-- Start --

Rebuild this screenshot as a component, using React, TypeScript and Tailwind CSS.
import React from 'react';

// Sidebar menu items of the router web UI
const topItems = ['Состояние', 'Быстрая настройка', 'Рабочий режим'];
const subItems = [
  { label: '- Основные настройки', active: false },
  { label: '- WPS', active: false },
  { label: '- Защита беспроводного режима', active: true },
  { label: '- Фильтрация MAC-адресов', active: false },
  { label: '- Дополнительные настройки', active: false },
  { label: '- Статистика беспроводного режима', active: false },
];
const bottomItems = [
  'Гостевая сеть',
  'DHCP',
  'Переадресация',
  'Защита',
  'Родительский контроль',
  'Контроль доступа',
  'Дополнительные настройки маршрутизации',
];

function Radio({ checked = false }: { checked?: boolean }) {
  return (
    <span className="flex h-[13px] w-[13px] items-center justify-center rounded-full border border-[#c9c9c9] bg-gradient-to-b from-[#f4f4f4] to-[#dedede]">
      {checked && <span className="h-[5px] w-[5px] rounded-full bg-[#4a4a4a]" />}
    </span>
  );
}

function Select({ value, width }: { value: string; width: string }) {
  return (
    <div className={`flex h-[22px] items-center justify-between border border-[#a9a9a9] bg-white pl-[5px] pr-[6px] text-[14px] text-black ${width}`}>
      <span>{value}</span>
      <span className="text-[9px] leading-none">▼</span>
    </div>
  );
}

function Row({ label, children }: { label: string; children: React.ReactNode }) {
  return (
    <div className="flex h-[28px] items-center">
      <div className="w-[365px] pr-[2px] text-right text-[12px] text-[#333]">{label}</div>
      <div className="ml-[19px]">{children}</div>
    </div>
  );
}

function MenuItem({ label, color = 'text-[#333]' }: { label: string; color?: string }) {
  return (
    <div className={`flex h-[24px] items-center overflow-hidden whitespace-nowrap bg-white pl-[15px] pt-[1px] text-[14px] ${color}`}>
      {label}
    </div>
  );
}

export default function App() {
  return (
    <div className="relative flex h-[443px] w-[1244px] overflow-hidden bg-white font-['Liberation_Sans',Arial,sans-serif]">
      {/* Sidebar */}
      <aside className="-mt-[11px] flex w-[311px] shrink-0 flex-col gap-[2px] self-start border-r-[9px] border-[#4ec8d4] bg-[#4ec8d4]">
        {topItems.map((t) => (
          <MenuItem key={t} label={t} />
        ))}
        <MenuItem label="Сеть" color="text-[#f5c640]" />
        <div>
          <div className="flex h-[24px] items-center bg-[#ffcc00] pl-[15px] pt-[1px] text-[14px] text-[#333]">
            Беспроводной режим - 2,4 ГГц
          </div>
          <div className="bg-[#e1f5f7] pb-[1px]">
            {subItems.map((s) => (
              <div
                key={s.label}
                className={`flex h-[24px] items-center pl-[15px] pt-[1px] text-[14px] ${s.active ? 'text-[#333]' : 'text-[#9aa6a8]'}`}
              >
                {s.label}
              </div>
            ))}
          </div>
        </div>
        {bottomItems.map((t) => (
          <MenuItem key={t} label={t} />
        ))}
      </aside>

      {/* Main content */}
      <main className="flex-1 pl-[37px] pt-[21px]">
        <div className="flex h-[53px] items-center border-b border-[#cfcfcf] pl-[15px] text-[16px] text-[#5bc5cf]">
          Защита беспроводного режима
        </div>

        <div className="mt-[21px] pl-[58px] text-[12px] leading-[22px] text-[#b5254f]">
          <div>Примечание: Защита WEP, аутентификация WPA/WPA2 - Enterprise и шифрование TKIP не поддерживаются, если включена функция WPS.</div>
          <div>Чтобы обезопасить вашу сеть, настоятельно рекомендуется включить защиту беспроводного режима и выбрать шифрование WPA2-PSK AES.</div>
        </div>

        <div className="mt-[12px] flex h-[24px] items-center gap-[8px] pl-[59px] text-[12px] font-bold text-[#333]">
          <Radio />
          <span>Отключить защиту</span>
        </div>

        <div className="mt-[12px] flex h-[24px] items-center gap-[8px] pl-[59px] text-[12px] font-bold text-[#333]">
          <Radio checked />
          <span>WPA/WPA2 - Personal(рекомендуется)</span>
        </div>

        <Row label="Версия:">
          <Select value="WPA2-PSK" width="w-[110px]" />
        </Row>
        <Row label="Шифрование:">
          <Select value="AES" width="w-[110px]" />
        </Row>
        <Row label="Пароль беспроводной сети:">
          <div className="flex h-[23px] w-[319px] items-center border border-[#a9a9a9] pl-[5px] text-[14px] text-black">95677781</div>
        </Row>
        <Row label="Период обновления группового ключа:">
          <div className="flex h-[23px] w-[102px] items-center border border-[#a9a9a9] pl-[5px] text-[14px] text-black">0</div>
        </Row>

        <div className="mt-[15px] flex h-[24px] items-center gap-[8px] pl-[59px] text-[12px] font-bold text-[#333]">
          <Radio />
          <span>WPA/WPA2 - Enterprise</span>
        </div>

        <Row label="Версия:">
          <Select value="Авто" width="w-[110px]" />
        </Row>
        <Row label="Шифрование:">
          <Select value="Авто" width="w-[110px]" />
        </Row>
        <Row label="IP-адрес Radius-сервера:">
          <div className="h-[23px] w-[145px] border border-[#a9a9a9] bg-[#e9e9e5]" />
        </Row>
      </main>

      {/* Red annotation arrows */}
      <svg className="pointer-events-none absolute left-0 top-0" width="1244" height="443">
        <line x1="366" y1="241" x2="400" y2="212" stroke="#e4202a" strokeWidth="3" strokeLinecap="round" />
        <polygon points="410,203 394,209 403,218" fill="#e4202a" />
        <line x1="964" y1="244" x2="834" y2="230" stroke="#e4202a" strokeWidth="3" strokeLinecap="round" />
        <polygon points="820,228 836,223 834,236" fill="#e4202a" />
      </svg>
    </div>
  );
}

-- End --

**Exercise directions**
Quote verbatim the opening lines of the listing above, ending with the line where "import React from 'react';" appears; include both endpoints and nothing more.

**Result for this exercise**
Rebuild this screenshot as a component, using React, TypeScript and Tailwind CSS.
import React from 'react';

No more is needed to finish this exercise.